Today we learned of the passing of Susan Friel-Williams on October 21 in Fort Myers, Florida. Susan was a veteran adoptee rights activist and searcher whose work goes back decades.
I first ran into Susan in the early 1990s on the legendary newsgroup alt.adoption. Until then I didn’t know there was such a thing as a “real” searcher. It was a different time then, with much less technology and mainstream networking than we have now. I guess I thought that searching was something people did pretty much on their own as I did in 1980. Over the next few years, I learned that Susan was a tenacious researcher and expert digger. She helped me in some of my own oppositional projects, but surprisingly, I once found a relative of hers in Australia when she couldn’t! What a flip-flop!
Susan was adopted by her maternal grandparents (something I didn’t know.) She began her life’s work in AdoptionLand after meeting her birthfather and his family. From her obituary:
This journey led Susan to become a private investigator specializing in reuniting families. In the early days of the internet, she created one of the first reunion registries for adoptees and birth parents to locate one another. Eventually, Susan opened her own firm, Search Quest America, in Cape Coral, Florida. Susan was very proud to be a published author, and contributed a story to Chicken Soup for the Soul. As a former member of the Board of Directors at American Adoption Congress, she attended conferences and advocated for the rights of adoptees and birth parents. Together with her team, Susan reunited thousands of families over the years. She believed “an invisible thread connects those who are destined to meet, regardless of the time, place, and circumstance. The thread may stretch or tangle, but it will never break.”
Susan was a long-time member of the American Adoption Congress, and in later years a board member. The last time I saw Susan was at the 2016 AAC conference in Denver. Although we had some long-standing strategic differences we met informally to discuss the importance of a united “no compromise” voice in the movement, her desire to bring certain factions into the fold., and how we could accomplish that seemingly insurmountable task. She did the heavy lifting. It took a while but yielded the results we have today in the much more united movement that is restoring our rights to our records. Susan’s work, however, gained her the enmity of others who chose to continue an incremental self-defeatist strategy that helps no one., taking the heat from a small group of cranky naysayers who accused her of all manner of evil for taking the high road to the dark side. That is, doing the right thing.
Susan encountered some serious health problems a couple of years ago and was forced to step back from her work, but she and her work are not forgotten.
Bastard Nations sends our condolences to Susan’s family
Rest in Power, Susan.
...Marley Greiner, Executive Chair, Bastard Nation
One winter day I sat on my couch scrolling through Facebook posts when I decided to make a random post in a random adoption group myself.

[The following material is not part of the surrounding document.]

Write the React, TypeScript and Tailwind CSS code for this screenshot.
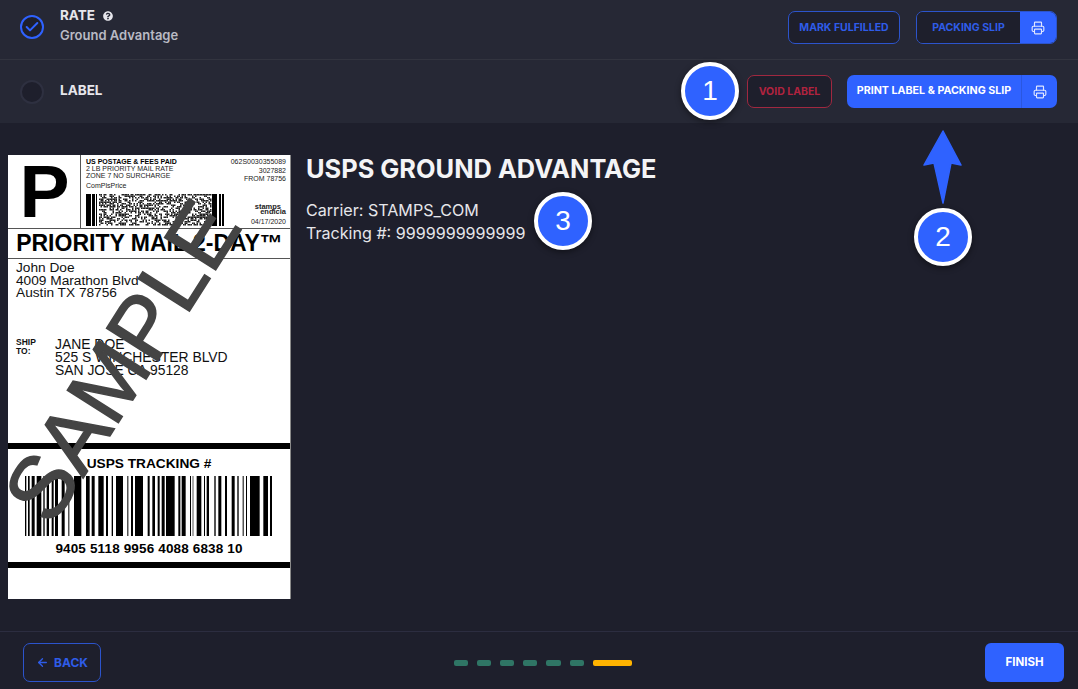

I had done it a few times before; “Hi, my adoptive name is Lisa Jo Murray and I was born on October 26th, 1980 in San Francisco California at Children’s Hospital. I was adopted through county services. I am looking for my birth family”. Over the next 30 minutes I got a few likes but then a comment was posted; “I have the microfilm for the San Francisco children’s hospital for the date you were born. If you would like, I can look at it and see if we can find your birth name and birth mothers name?” She made it sound so easy, and for her it was. She knew it was impossible to get your sealed adoption records and she knew the chances of me ever running in to anyone else with any resource to help me was probably zero as well. She did not need to help me, but she did. Vultures in the past had asked for anything from $200-5000 just to “get started” on a search. This literal angel swooped in and had found me my birth mother and 2 half sisters within a few hours; something my own private investigator step dad couldn’t even do for me. By the end of that night I was talking on the phone with my sisters and writing messenger messages with my actual birth mom!!! 6 years later and I am so grateful for what she has given me; she gave me…ME! I had an instant connection with my sisters and would consider one of them my soul mate. I see where my features came from; and apparently the answer to the question I have gotten from others the most throughout my life is, Poppy; my mesmerizing eyes came from Poppy! I am so saddened to hear of her passing; a genuine and true angel who helped so many people find “home” has gone home.
Thanks so much for posting your wonderful memorial to Susan. Such a beautiful story!
I’m so sad to hear of Susan’s passing. She was my search angel finding who I call “Guido” with a flashlight in Pa that completed my search. Susan had very tough news for me…even worse than death and she delivered it with grace and compassion. Then we worked together with TIES. She did some very tough searches gratis (one that I remember involved a priest). Susan…may you rest in peace and know that so many adoptees benefited from your search skills and compassion. ❤️
Thanks for sharing this, Deb! I wonder how many reunions Susan was able to accomplish. Every find, for me, is a big screw you the state, and shows how ludicrous this stupid government-sanctioned and created adoption secrecy scam is. Let people handle their own relationships.
I am so sorry to hear of Susan’s passing. May she know the deep peace that through re-uniting so many families she with resolve and courage, empathy and understanding, to so many, many others. I didn’t know Susan well but I knew her and knew about her. She was one of the good ones, true to her beliefs, to the best in herself, to the best in all of us. She will be missed.